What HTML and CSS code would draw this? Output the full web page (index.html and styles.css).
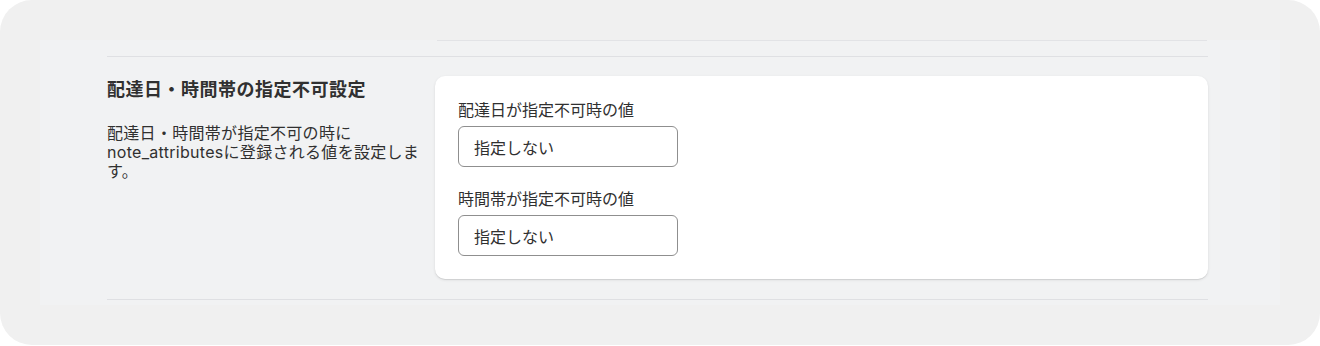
FILE: index.html
```html
<!DOCTYPE html>
<html lang="ja">
<head>
    <meta charset="UTF-8">
    <meta name="viewport" content="width=device-width, initial-scale=1.0">
    <title>配達日・時間帯の指定不可設定</title>
    <link rel="stylesheet" href="styles.css">
</head>
<body>
    <div class="frame">
        <div class="page">
            <div class="prev-card-edge"></div>

            <div class="section">
                <div class="section-info">
                    <h2 class="section-title">配達日・時間帯の指定不可設定</h2>
                    <p class="section-desc">配達日・時間帯が指定不可の時に note_attributesに登録される値を設定します。</p>
                </div>

                <div class="card">
                    <div class="field">
                        <label class="field-label" for="dateValue">配達日が指定不可時の値</label>
                        <input id="dateValue" class="text-input" type="text" value="指定しない">
                    </div>
                    <div class="field">
                        <label class="field-label" for="timeValue">時間帯が指定不可時の値</label>
                        <input id="timeValue" class="text-input" type="text" value="指定しない">
                    </div>
                </div>
            </div>
        </div>
    </div>
</body>
</html>
```

FILE: styles.css
```css
* {
    margin: 0;
    padding: 0;
    box-sizing: border-box;
    font-family: Inter, 'Noto Sans CJK JP', sans-serif;
}

body {
    background-color: #ffffff;
    color: #303030;
}

.frame {
    height: 345px;
    border-radius: 32px;
    background-color: #f0f0f0;
    padding: 40px 40px 40px 40px;
}

.page {
    height: 265px;
    background-color: #f1f2f3;
    padding: 0 72px 0 67px;
}

.prev-card-edge {
    height: 1px;
    margin-left: 330px;
    margin-right: 1px;
    background-color: #e2e3e6;
}

.section {
    margin-top: 15px;
    border-top: 1px solid #dfe0e3;
    border-bottom: 1px solid #dfe0e3;
    padding: 19px 0 20px;
    display: grid;
    grid-template-columns: 322px 1fr;
    gap: 6px;
}

.section-info {
    padding-top: 2px;
}

.section-title {
    font-size: 18px;
    line-height: 24px;
    font-weight: 700;
    letter-spacing: 0.5px;
}

.section-desc {
    margin-top: 22px;
    font-size: 16px;
    line-height: 19px;
    letter-spacing: 0.3px;
}

.card {
    background-color: #ffffff;
    border-radius: 10px;
    padding: 24px 23px 23px;
    box-shadow: 0 1px 0 rgba(0, 0, 0, 0.07), 0 1px 3px rgba(0, 0, 0, 0.1);
    display: flex;
    flex-direction: column;
    gap: 22px;
}

.field {
    display: flex;
    flex-direction: column;
    gap: 6px;
}

.field-label {
    font-size: 16px;
    line-height: 20px;
}

.text-input {
    width: 220px;
    height: 41px;
    border: 1px solid #8f8f8f;
    border-radius: 6px;
    padding: 0 15px;
    font-size: 16px;
    color: #303030;
    background-color: #ffffff;
}
```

- **GIVEN EXERCISE**
Look for the word "index" and return every line where it occurs.

- **EXERCISE RESPONSE**
What HTML and CSS code would draw this? Output the full web page (index.html and styles.css).
FILE: index.html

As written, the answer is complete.